Novel insights into enhancing the flotation separation of low-grade magnesite ore: Effect behavior and mechanism of adding diethanolamine

The similar crystal structures and surface properties of carbonate minerals in low-grade magnesite ores pose significant challenges to selective flotation, while conventional grinding often generates excessive microfine particles that further hinder separation efficiency. In this study, diethanolamine (DEA) was introduced as an auxiliary additive in the magnesite grinding-flotation system to regulate particle size distribution and improve separation selectivity. A comprehensive investigation-integrating grinding-flotation experiments, particle size analysis, FTIR, adsorption measurements, XPS, DFT calculations, zeta potential, and contact angle analysis-was conducted to elucidate the underlying mechanism of DEA. Flotation tests on single minerals demonstrated that DEA addition during grinding significantly increased the recovery difference between magnesite and dolomite. In artificial mixed ore tests, a concentrate containing 46.31 % MgO with 74.52 % recovery was obtained, while in low-grade magnesite ore, the MgO grade reached 46.24 %. DEA improved particle size distribution by enhancing the dispersion difference between magnesite and dolomite, thus promoting more efficient separation. Spectroscopic and theoretical analyses revealed preferential DEA adsorption on dolomite surfaces, primarily through interactions with surface Ca atoms.

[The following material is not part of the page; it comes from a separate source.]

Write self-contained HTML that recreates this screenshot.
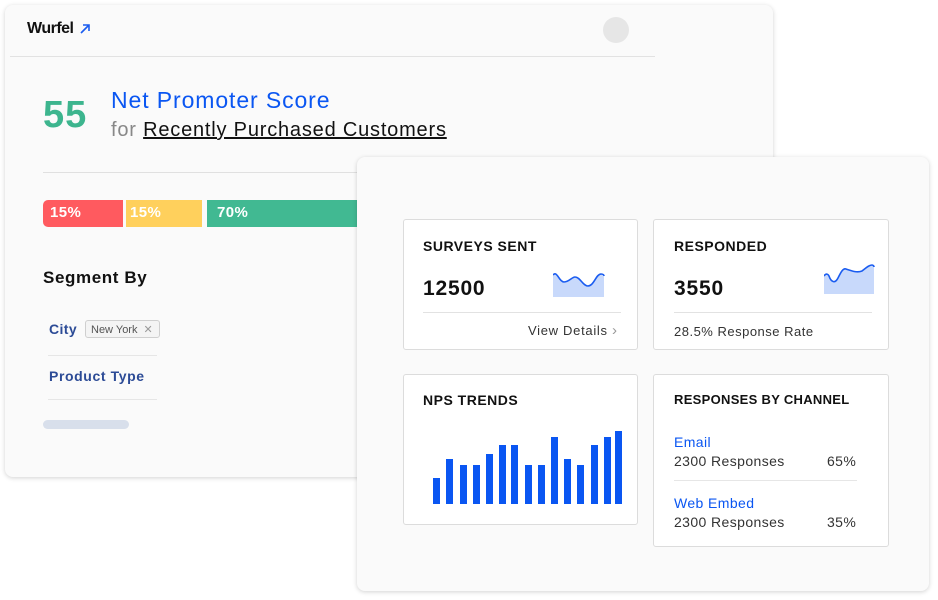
<!DOCTYPE html>
<html><head><style>
*{box-sizing:border-box;margin:0;padding:0}
body{width:938px;height:600px;background:#fff;font-family:"Liberation Sans",sans-serif;position:relative;overflow:hidden;color:#111;letter-spacing:.4px}
.abs{position:absolute}
.card{position:absolute;background:#fafafa;border-radius:8px;box-shadow:0 1px 5px rgba(0,0,0,.18)}
.box{position:absolute;background:#fff;border:1px solid #dcdcdc;border-radius:3px}
.h{position:absolute;font-weight:bold;font-size:14px;letter-spacing:.5px;color:#111}
.big{position:absolute;font-weight:bold;font-size:21px;color:#111;letter-spacing:.8px}
</style></head><body>
<div class="card" style="left:5px;top:5px;width:768px;height:472px"></div>
<div class="abs" style="left:27px;top:20px;font-weight:bold;font-size:16px;letter-spacing:-.5px">Wurfel</div>
<svg class="abs" style="left:79px;top:23px" width="12" height="12" viewBox="0 0 12 12"><path d="M2 10L10 2M4 2H10V8" stroke="#1a5cf0" stroke-width="1.6" fill="none"/></svg>
<div class="abs" style="left:603px;top:17px;width:26px;height:26px;border-radius:50%;background:#e6e6e6"></div>
<div class="abs" style="left:10px;top:56px;width:645px;height:1px;background:#e2e2e2"></div>
<div class="abs" style="left:43px;top:94px;font-size:38px;font-weight:bold;color:#3db58e;letter-spacing:1px">55</div>
<div class="abs" style="left:111px;top:87px;font-size:23px;color:#0a56f2;letter-spacing:.9px">Net Promoter Score</div>
<div class="abs" style="left:111px;top:119px;font-size:20px;color:#888;letter-spacing:.8px">for <span style="color:#111;text-decoration:underline">Recently Purchased Customers</span></div>
<div class="abs" style="left:43px;top:172px;width:320px;height:1px;background:#e0e0e0"></div>
<div class="abs" style="left:43px;top:200px;width:80px;height:27px;background:#ff5a5f;border-radius:5px 0 0 5px;color:#fff;font-weight:bold;font-size:15px;padding:4px 7px">15%</div>
<div class="abs" style="left:126px;top:200px;width:76px;height:27px;background:#ffd05c;color:#fff;font-weight:bold;font-size:15px;padding:4px 4px">15%</div>
<div class="abs" style="left:207px;top:200px;width:152px;height:27px;background:#41b992;color:#fff;font-weight:bold;font-size:15px;padding:4px 10px">70%</div>
<div class="abs" style="left:43px;top:268px;font-size:17px;font-weight:bold;letter-spacing:.6px">Segment By</div>
<div class="abs" style="left:49px;top:321px;font-size:14px;font-weight:bold;color:#2c4b96">City</div>
<div class="abs" style="left:85px;top:320px;width:75px;height:18px;border:1px solid #cfcfcf;border-radius:3px;background:#f4f4f4;font-size:11px;color:#555;padding:2px 5px;letter-spacing:0">New York <span style="color:#999;margin-left:3px">✕</span></div>
<div class="abs" style="left:48px;top:355px;width:109px;height:1px;background:#e6e6e6"></div>
<div class="abs" style="left:49px;top:368px;font-size:14px;font-weight:bold;color:#2c4b96;letter-spacing:.6px">Product Type</div>
<div class="abs" style="left:48px;top:399px;width:109px;height:1px;background:#e6e6e6"></div>
<div class="abs" style="left:43px;top:420px;width:86px;height:9px;border-radius:5px;background:#d8dfeb"></div>

<div class="card" style="left:357px;top:157px;width:572px;height:434px"></div>
<div class="box" style="left:403px;top:219px;width:235px;height:131px"></div>
<div class="h" style="left:423px;top:238px">SURVEYS SENT</div>
<div class="big" style="left:423px;top:277px">12500</div>
<svg class="abs" style="left:553px;top:271px" width="52" height="26" viewBox="0 0 52 26"><path d="M0 4C4 -1 6 11 11 11C16 11 19 6 22 6C27 6 30 15 35 15C41 15 43 3 48 3C50 3 51 4 51 5V26H0Z" fill="#c8d9fb"/><path d="M0 4C4 -1 6 11 11 11C16 11 19 6 22 6C27 6 30 15 35 15C41 15 43 3 48 3C50 3 51 4 51 5" fill="none" stroke="#1a5cf0" stroke-width="1.6"/></svg>
<div class="abs" style="left:423px;top:312px;width:198px;height:1px;background:#e2e2e2"></div>
<div class="abs" style="left:528px;top:322px;font-size:13px;color:#333;letter-spacing:.7px">View Details <span style="color:#999;font-size:15px">›</span></div>

<div class="box" style="left:653px;top:219px;width:236px;height:131px"></div>
<div class="h" style="left:674px;top:238px">RESPONDED</div>
<div class="big" style="left:674px;top:277px">3550</div>
<svg class="abs" style="left:824px;top:263px" width="52" height="32" viewBox="0 0 52 32"><path d="M0 13C2 10 4 11 5 13C7 19 11 21 14 15C17 9 19 5 22 6C28 8 33 10 38 8C42 5 45 2 48 2C49 2 50 3 50 4V31H0Z" fill="#c8d9fb"/><path d="M0 13C2 10 4 11 5 13C7 19 11 21 14 15C17 9 19 5 22 6C28 8 33 10 38 8C42 5 45 2 48 2C49 2 50 3 50 4" fill="none" stroke="#1a5cf0" stroke-width="1.6"/></svg>
<div class="abs" style="left:674px;top:312px;width:198px;height:1px;background:#e2e2e2"></div>
<div class="abs" style="left:674px;top:324px;font-size:13px;color:#333;letter-spacing:.5px">28.5% Response Rate</div>

<div class="box" style="left:403px;top:374px;width:235px;height:151px"></div>
<div class="h" style="left:423px;top:392px">NPS TRENDS</div>
<svg class="abs" style="left:0;top:0" width="938" height="600">
<g fill="#0a56f2">
<rect x="433" y="478" width="7" height="26"/><rect x="446" y="459" width="7" height="45"/><rect x="460" y="465" width="7" height="39"/><rect x="473" y="465" width="7" height="39"/><rect x="486" y="454" width="7" height="50"/><rect x="499" y="445" width="7" height="59"/><rect x="511" y="445" width="7" height="59"/><rect x="525" y="465" width="7" height="39"/><rect x="538" y="465" width="7" height="39"/><rect x="551" y="437" width="7" height="67"/><rect x="564" y="459" width="7" height="45"/><rect x="577" y="465" width="7" height="39"/><rect x="591" y="445" width="7" height="59"/><rect x="604" y="437" width="7" height="67"/><rect x="615" y="431" width="7" height="73"/>
</g></svg>

<div class="box" style="left:653px;top:374px;width:236px;height:173px"></div>
<div class="h" style="left:674px;top:392px;font-size:13px;letter-spacing:.3px">RESPONSES BY CHANNEL</div>
<div class="abs" style="left:674px;top:434px;font-size:14px;color:#0a56f2">Email</div>
<div class="abs" style="left:674px;top:453px;font-size:14px;color:#333">2300 Responses</div>
<div class="abs" style="left:827px;top:453px;font-size:14px;color:#333">65%</div>
<div class="abs" style="left:674px;top:480px;width:183px;height:1px;background:#e6e6e6"></div>
<div class="abs" style="left:674px;top:495px;font-size:14px;color:#0a56f2">Web Embed</div>
<div class="abs" style="left:674px;top:514px;font-size:14px;color:#333">2300 Responses</div>
<div class="abs" style="left:827px;top:514px;font-size:14px;color:#333">35%</div>
</body></html>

This selective adsorption, combined with the synergistic depressing effect of DEA and sodium hexametaphosphate (SH), inhibited NaOL adsorption on dolomite, reduced its hydrophobicity, and weakened its floatability-while exerting minimal influence on magnesite. Overall, this strategy offers an efficient and practical approach for the high-value utilization of low-grade magnesite resources, demonstrating strong potential for large-scale industrial application.